- Exercise instructions -
Retype every line from the start of the data down to and including the line with "string; value: string". Skip the pictures.
⟨
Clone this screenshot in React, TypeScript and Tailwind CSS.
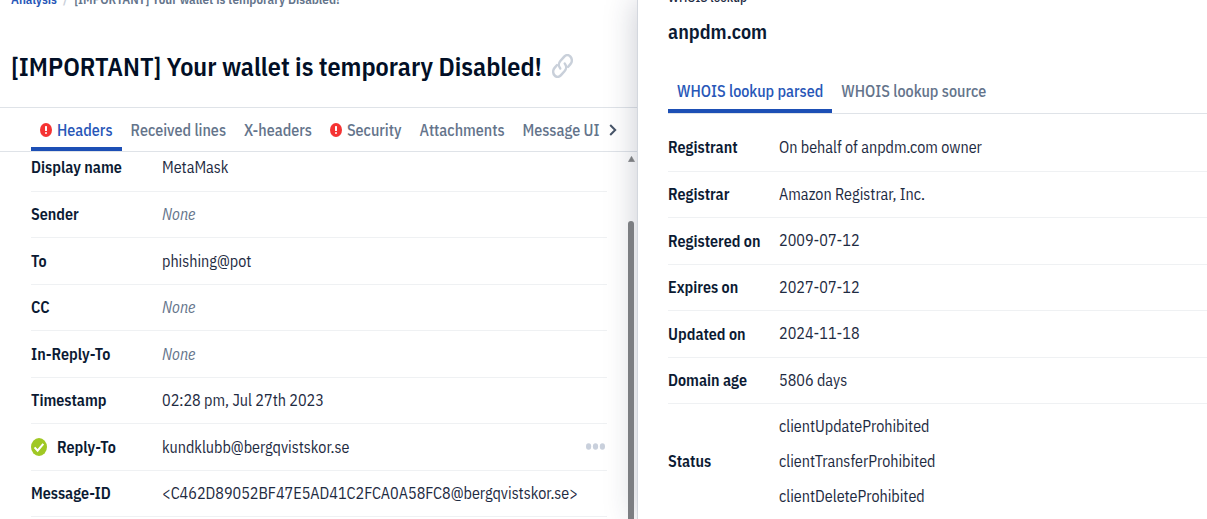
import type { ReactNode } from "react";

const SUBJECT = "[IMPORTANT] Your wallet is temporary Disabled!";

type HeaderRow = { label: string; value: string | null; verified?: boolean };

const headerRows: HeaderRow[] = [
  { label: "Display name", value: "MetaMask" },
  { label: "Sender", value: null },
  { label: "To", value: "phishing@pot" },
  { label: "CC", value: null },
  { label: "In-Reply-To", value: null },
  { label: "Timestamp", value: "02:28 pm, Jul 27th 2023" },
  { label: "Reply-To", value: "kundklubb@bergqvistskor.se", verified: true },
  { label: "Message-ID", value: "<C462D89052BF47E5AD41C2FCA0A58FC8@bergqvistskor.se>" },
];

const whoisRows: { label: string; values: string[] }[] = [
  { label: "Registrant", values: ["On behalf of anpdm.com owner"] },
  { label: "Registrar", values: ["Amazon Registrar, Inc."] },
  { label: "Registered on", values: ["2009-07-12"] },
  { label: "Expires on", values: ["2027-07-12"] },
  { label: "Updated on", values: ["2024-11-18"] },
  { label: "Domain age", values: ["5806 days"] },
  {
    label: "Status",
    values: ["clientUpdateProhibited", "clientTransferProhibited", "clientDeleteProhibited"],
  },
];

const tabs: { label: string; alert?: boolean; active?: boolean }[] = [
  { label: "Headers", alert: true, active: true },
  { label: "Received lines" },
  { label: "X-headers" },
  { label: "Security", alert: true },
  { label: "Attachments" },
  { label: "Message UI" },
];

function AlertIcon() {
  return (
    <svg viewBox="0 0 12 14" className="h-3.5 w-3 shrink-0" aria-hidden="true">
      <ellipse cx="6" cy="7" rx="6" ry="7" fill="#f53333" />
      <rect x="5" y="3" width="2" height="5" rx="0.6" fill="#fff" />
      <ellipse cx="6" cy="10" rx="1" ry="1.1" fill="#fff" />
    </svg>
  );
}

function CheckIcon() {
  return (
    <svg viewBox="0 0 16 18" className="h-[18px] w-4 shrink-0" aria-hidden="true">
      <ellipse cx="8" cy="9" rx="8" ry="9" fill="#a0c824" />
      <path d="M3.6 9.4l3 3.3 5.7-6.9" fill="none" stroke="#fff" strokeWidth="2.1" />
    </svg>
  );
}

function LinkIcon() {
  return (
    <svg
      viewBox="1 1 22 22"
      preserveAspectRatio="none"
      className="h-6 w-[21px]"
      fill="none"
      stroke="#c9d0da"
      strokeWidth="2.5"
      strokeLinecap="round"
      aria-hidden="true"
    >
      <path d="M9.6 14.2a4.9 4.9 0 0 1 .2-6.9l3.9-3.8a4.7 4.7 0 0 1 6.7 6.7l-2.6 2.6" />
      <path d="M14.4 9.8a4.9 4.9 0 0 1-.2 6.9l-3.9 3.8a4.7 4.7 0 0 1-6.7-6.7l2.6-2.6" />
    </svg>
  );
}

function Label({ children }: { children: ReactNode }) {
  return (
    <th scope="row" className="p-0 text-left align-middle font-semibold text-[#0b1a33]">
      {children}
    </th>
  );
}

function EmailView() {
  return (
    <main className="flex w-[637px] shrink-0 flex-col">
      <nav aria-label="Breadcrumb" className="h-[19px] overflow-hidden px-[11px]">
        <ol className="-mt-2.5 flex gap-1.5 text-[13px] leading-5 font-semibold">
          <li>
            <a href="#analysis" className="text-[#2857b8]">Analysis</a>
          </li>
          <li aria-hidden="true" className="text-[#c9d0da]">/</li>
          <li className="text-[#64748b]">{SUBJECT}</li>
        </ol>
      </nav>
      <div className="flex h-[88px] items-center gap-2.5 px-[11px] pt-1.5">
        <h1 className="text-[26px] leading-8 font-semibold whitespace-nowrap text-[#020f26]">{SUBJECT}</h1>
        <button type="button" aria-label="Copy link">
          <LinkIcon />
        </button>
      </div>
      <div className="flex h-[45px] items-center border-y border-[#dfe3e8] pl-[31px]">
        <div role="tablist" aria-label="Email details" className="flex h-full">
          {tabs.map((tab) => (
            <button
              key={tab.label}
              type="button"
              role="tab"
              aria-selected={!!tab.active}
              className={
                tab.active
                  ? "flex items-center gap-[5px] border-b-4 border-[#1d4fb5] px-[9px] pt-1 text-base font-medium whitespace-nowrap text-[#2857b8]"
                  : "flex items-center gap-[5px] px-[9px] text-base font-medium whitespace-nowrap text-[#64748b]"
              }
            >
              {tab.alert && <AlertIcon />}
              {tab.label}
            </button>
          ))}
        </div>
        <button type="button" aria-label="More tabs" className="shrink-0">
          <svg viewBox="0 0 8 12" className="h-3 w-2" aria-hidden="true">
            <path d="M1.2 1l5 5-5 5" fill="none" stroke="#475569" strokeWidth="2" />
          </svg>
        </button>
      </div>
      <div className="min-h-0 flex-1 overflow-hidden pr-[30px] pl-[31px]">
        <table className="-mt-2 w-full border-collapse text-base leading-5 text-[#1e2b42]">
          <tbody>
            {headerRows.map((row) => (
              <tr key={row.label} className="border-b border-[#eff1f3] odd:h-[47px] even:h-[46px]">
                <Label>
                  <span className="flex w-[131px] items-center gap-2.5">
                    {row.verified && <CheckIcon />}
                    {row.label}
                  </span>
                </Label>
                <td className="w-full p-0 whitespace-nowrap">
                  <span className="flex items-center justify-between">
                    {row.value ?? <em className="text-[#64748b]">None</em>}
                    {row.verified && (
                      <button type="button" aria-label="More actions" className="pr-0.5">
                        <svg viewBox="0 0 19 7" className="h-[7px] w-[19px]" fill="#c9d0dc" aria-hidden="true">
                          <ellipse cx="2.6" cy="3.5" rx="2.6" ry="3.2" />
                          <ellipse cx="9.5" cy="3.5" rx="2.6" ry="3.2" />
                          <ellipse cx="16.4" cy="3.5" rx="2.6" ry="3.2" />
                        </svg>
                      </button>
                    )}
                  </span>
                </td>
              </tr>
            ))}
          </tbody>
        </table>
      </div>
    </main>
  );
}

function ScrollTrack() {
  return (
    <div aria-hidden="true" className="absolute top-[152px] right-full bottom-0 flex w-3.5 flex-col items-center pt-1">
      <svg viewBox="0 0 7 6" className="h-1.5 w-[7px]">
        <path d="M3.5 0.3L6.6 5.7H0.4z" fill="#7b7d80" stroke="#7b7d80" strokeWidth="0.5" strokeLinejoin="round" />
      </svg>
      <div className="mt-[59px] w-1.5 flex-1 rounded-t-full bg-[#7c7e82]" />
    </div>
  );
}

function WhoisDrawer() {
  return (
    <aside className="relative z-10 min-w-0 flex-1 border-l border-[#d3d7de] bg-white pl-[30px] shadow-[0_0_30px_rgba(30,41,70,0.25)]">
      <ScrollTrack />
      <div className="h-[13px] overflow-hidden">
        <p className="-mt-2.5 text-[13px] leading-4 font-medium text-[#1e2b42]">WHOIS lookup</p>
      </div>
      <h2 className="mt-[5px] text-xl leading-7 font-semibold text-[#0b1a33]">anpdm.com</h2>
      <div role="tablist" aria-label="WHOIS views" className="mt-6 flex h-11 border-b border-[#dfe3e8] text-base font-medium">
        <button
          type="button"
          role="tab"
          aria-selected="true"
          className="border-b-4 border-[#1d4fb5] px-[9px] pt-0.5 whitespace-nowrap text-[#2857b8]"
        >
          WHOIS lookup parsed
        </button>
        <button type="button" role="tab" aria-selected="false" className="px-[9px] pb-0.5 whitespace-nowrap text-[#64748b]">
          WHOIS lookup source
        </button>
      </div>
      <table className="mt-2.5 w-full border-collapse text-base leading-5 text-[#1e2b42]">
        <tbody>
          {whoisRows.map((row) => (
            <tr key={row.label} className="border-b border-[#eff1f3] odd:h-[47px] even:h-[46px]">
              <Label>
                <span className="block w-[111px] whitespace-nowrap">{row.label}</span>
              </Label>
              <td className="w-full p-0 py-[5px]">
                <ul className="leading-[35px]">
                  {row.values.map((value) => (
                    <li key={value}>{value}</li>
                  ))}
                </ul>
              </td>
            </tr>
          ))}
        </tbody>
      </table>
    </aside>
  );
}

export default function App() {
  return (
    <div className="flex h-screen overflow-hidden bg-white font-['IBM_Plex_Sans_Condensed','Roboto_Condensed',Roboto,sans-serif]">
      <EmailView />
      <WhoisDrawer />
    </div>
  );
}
⟩
- Completed exercise -
Clone this screenshot in React, TypeScript and Tailwind CSS.
import type { ReactNode } from "react";

const SUBJECT = "[IMPORTANT] Your wallet is temporary Disabled!";

type HeaderRow = { label: string; value: string | null; verified?: boolean };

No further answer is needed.